PDFs download

Question

PDFs download

Opened this issue 2 years ago · 6 comments

Hi,

thanks for sharing this project. Will the actual PDF dataset be made available as well? Or is there any other way to avoid rerunning the whole pipeline again?

Best,
Malte

Answer 1 · 2023-05-01T20:51:20.000Z

I think pipeline mentioned in paper is not provided (yet, 🤞 maybe it will be provided by authors in some time?)

For now the final index and a script to download urls that made the cut after running the pipeline on MAY-2022 CC dataset is provided.

Answer 2 · 2023-05-23T13:51:10.000Z

May be of interest? https://pdfa.org/new-large-scale-pdf-corpus-now-publicly-available/

Answer 3 · 2023-05-26T16:50:53.000Z

Thanks @tballison! This is definitely of interest.

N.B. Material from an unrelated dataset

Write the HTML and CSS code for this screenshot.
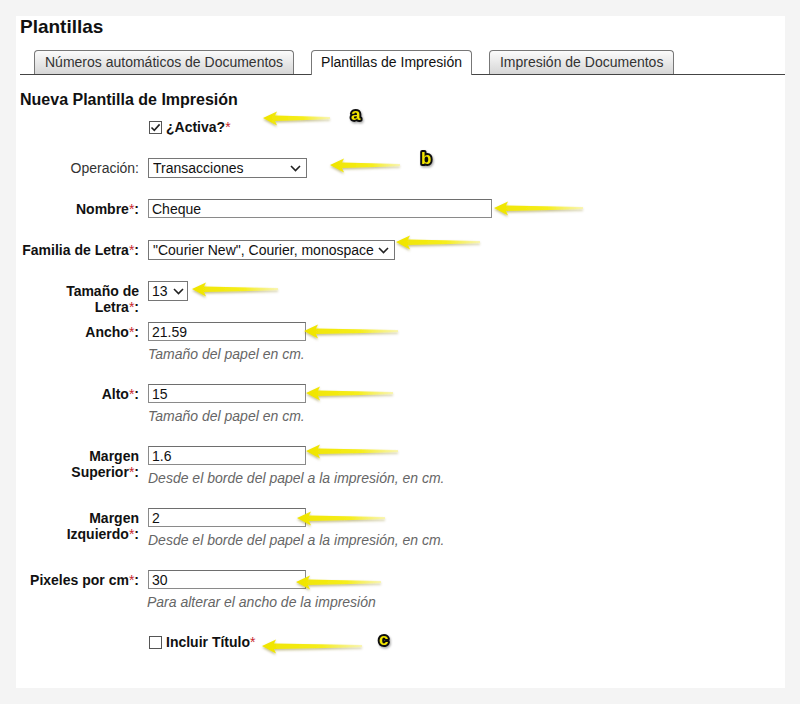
FILE: index.html
```html
<!DOCTYPE html>
<html>
    <head>
        <meta charset="utf-8">
        <title>Plantillas</title>
        <link rel="stylesheet" href="styles.css">
    </head>
    <body>
        <div class="panel">
            <h1 class="title">Plantillas</h1>
            <div class="tabs">
                <a class="tab" href="javascript:;">Números automáticos de Documentos</a>
                <a class="tab active" href="javascript:;">Plantillas de Impresión</a>
                <a class="tab" href="javascript:;">Impresión de Documentos</a>
            </div>
            <h2 class="subtitle">Nueva Plantilla de Impresión</h2>

            <form class="form">
                <div class="row">
                    <span class="label"></span>
                    <label class="check">
                        <span class="box"><svg width="11" height="11" viewBox="0 0 11 11"><path d="M1.5 5.5 L4.3 8.3 L9.6 2.4" fill="none" stroke="#222" stroke-width="1.6"/></svg></span>
                        <b>¿Activa?</b><span class="req">*</span>
                    </label>
                </div>
                <div class="row">
                    <label class="label plain">Operación:</label>
                    <div class="field">
                        <span class="selwrap">
                            <select class="sel w-op"><option>Transacciones</option></select>
                            <svg class="chev" width="11" height="7" viewBox="0 0 11 7"><path d="M1 1 L5.5 5.5 L10 1" fill="none" stroke="#222" stroke-width="1.6"/></svg>
                        </span>
                    </div>
                </div>
                <div class="row">
                    <label class="label">Nombre<span class="req">*</span>:</label>
                    <div class="field"><input class="txt w-long" value="Cheque"></div>
                </div>
                <div class="row">
                    <label class="label">Familia de Letra<span class="req">*</span>:</label>
                    <div class="field">
                        <span class="selwrap">
                            <select class="sel w-font"><option>"Courier New", Courier, monospace</option></select>
                            <svg class="chev" width="11" height="7" viewBox="0 0 11 7"><path d="M1 1 L5.5 5.5 L10 1" fill="none" stroke="#222" stroke-width="1.6"/></svg>
                        </span>
                    </div>
                </div>
                <div class="row">
                    <label class="label">Tamaño de Letra<span class="req">*</span>:</label>
                    <div class="field">
                        <span class="selwrap">
                            <select class="sel w-size"><option>13</option></select>
                            <svg class="chev" width="11" height="7" viewBox="0 0 11 7"><path d="M1 1 L5.5 5.5 L10 1" fill="none" stroke="#222" stroke-width="1.6"/></svg>
                        </span>
                    </div>
                </div>
                <div class="row hinted">
                    <label class="label">Ancho<span class="req">*</span>:</label>
                    <div class="field">
                        <input class="txt" value="21.59">
                        <div class="hint">Tamaño del papel en cm.</div>
                    </div>
                </div>
                <div class="row hinted">
                    <label class="label">Alto<span class="req">*</span>:</label>
                    <div class="field">
                        <input class="txt" value="15">
                        <div class="hint">Tamaño del papel en cm.</div>
                    </div>
                </div>
                <div class="row hinted">
                    <label class="label">Margen Superior<span class="req">*</span>:</label>
                    <div class="field">
                        <input class="txt" value="1.6">
                        <div class="hint">Desde el borde del papel a la impresión, en cm.</div>
                    </div>
                </div>
                <div class="row hinted">
                    <label class="label">Margen Izquierdo<span class="req">*</span>:</label>
                    <div class="field">
                        <input class="txt" value="2">
                        <div class="hint">Desde el borde del papel a la impresión, en cm.</div>
                    </div>
                </div>
                <div class="row hinted">
                    <label class="label">Pixeles por cm<span class="req">*</span>:</label>
                    <div class="field">
                        <input class="txt" value="30">
                        <div class="hint hint-left">Para alterar el ancho de la impresión</div>
                    </div>
                </div>
                <div class="row">
                    <span class="label"></span>
                    <label class="check">
                        <span class="box"></span>
                        <b>Incluir Título</b><span class="req">*</span>
                    </label>
                </div>
            </form>

            <!-- flechas y letras de anotacion -->
            <svg class="marks" width="769" height="672">
                <defs>
                    <linearGradient id="amarillo" x1="0" y1="0" x2="1" y2="0">
                        <stop offset="0" stop-color="#efe400"/>
                        <stop offset="0.6" stop-color="#f6ee1c"/>
                        <stop offset="1" stop-color="#faf59a" stop-opacity="0.7"/>
                    </linearGradient>
                    <filter id="sombra" x="-10%" y="-60%" width="120%" height="220%">
                        <feDropShadow dx="0" dy="1.5" stdDeviation="1" flood-color="#7a7000" flood-opacity="0.45"/>
                    </filter>
                    <filter id="sombra-letra" x="-30%" y="-30%" width="160%" height="160%">
                        <feDropShadow dx="1" dy="1.5" stdDeviation="1" flood-color="#000" flood-opacity="0.35"/>
                    </filter>
                </defs>
                <g fill="url(#amarillo)" filter="url(#sombra)">
                    <path d="M247,102 L261,95.5 L259,99.5 L314,101 L314,103.2 L259,105 L261,109.5 Z"/>
                    <path d="M314,149 L328,142.5 L326,146.5 L384,148 L384,150.2 L326,152 L328,156.5 Z"/>
                    <path d="M478,192 L492,185.5 L490,189.5 L567,191 L567,193.2 L490,195 L492,199.5 Z"/>
                    <path d="M380,226 L394,219.5 L392,223.5 L464,225 L464,227.2 L392,229 L394,233.5 Z"/>
                    <path d="M176,273 L190,266.5 L188,270.5 L262,272 L262,274.2 L188,276 L190,280.5 Z"/>
                    <path d="M288,315 L302,308.5 L300,312.5 L382,314 L382,316.2 L300,318 L302,322.5 Z"/>
                    <path d="M290,377 L304,370.5 L302,374.5 L377,376 L377,378.2 L302,380 L304,384.5 Z"/>
                    <path d="M290,435 L304,428.5 L302,432.5 L382,434 L382,436.2 L302,438 L304,442.5 Z"/>
                    <path d="M281,502 L295,495.5 L293,499.5 L369,501 L369,503.2 L293,505 L295,509.5 Z"/>
                    <path d="M280,566 L294,559.5 L292,563.5 L365,565 L365,567.2 L292,569 L294,573.5 Z"/>
                    <path d="M246,630 L260,623.5 L258,627.5 L346,629 L346,631.2 L258,633 L260,637.5 Z"/>
                </g>
                <g class="letras" filter="url(#sombra-letra)">
                    <text x="335" y="104">a</text>
                    <text x="405" y="148">b</text>
                    <text x="363" y="629">c</text>
                </g>
            </svg>
        </div>
    </body>
</html>
```

FILE: styles.css
```css
*{
    margin:0px;
    padding:0px;
    box-sizing:border-box;
}
body{
    background:#f4f4f4;
    padding:16px;
    font-family:"Liberation Sans", Arial, sans-serif;
    font-size:14px;
    color:#111;
}
.panel{
    position:relative;      /*las flechas se colocan sobre el panel*/
    width:769px;
    height:672px;
    background:#fff;
    padding-left:4px;
}
.title{
    font-size:19px;
    line-height:21px;
    font-weight:bold;
}

/* pestañas */
.tabs{
    display:flex;
    gap:17px;
    margin-top:13px;
    padding-left:14px;
    border-bottom:1px solid #444;
}
.tab{
    display:block;
    height:24px;
    line-height:23px;
    padding:0 10px;
    border:1px solid #777;
    border-bottom:none;
    border-radius:4px 4px 0 0;
    background:linear-gradient(#fbfbfb, #d6d6d6);
    color:#333;
    text-decoration:none;
    font-size:14px;
}
.tab.active{
    height:25px;
    margin-bottom:-1px;
    padding:0 9px;
    background:#fff;
    color:#111;
}

.subtitle{
    margin-top:15px;
    font-size:16px;
    line-height:19px;
    font-weight:bold;
}

/* formulario */
.form{
    margin-top:8px;
}
.row{
    display:flex;
    align-items:flex-start;
    min-height:41px;
}
.row.hinted{
    padding-bottom:22px;
}
.label{
    flex:0 0 119px;
    width:119px;
    margin-right:9px;
    padding-top:2px;
    text-align:right;
    font-weight:bold;
    line-height:16px;
}
.label.plain{
    font-weight:normal;
    color:#333;
}
.req{
    color:#c8262c;
    font-weight:normal;
}
.field{
    display:flex;
    flex-direction:column;
    align-items:flex-start;
}
.txt{
    width:158px;
    height:19px;
    padding:0 3px;
    border:1px solid #8a8a8a;
    border-top-color:#6e6e6e;
    font-family:"Liberation Sans", Arial, sans-serif;
    font-size:14px;
    color:#111;
    background:#fff;
}
.txt.w-long{
    width:344px;
}

/* select con flecha propia */
.selwrap{
    position:relative;
    display:block;
}
.sel{
    display:block;
    height:20px;
    padding:0 18px 0 4px;
    border:1px solid #767676;
    border-radius:0;
    background:#fff;
    appearance:none;
    -webkit-appearance:none;
    font-family:"Liberation Sans", Arial, sans-serif;
    font-size:14px;
    color:#111;
}
.chev{
    position:absolute;
    right:6px;
    top:7px;
    pointer-events:none;
}
.w-op{ width:159px; }
.w-font{ width:247px; }
.w-size{ width:40px; padding-left:3px; }
.w-size + .chev{ right:4px; }

.hint{
    margin-top:6px;
    font-style:italic;
    color:#666;
    line-height:15px;
}
.hint-left{
    margin-left:-1px;
}
.check{
    display:flex;
    align-items:center;
    height:20px;
    margin-left:1px;
}
.check b{
    margin-left:4px;
}
.box{
    display:flex;
    align-items:center;
    justify-content:center;
    width:13px;
    height:13px;
    border:1px solid #555;
    background:#fff;
}

/* anotaciones */
.marks{
    position:absolute;
    left:0;
    top:0;
    pointer-events:none;
}
.letras text{
    font-family:"Liberation Sans", Arial, sans-serif;
    font-size:17px;
    font-weight:bold;
    fill:#f3e600;
    stroke:#111;
    stroke-width:4px;
    stroke-linejoin:round;
    paint-order:stroke;
}
```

@malteos @tballison want to join forces and make an open source replication of CCpdf pipeline?

Answer 4 · 2023-05-26T17:59:08.000Z

Always happy to collaborate!

Answer 5 · 2023-06-05T08:09:46.000Z

We shared all the data and the code we could while being compliant to our company data policy. Personally I keep my fingers crossed to your open source replication of the pipeline (I hope the paper will be useful for you)!

I keep this thread open for future discussions on pipeline replication/access to PDFs from other crawls.

Answer 6 · 2023-06-08T21:15:44.000Z

Apologies for the delay. Have started work in repo: https://github.com/SushantDaga/ThePDFCorpus to replicate CC-PDF pipeline and results.

Any contribution will be greatly appreciated :)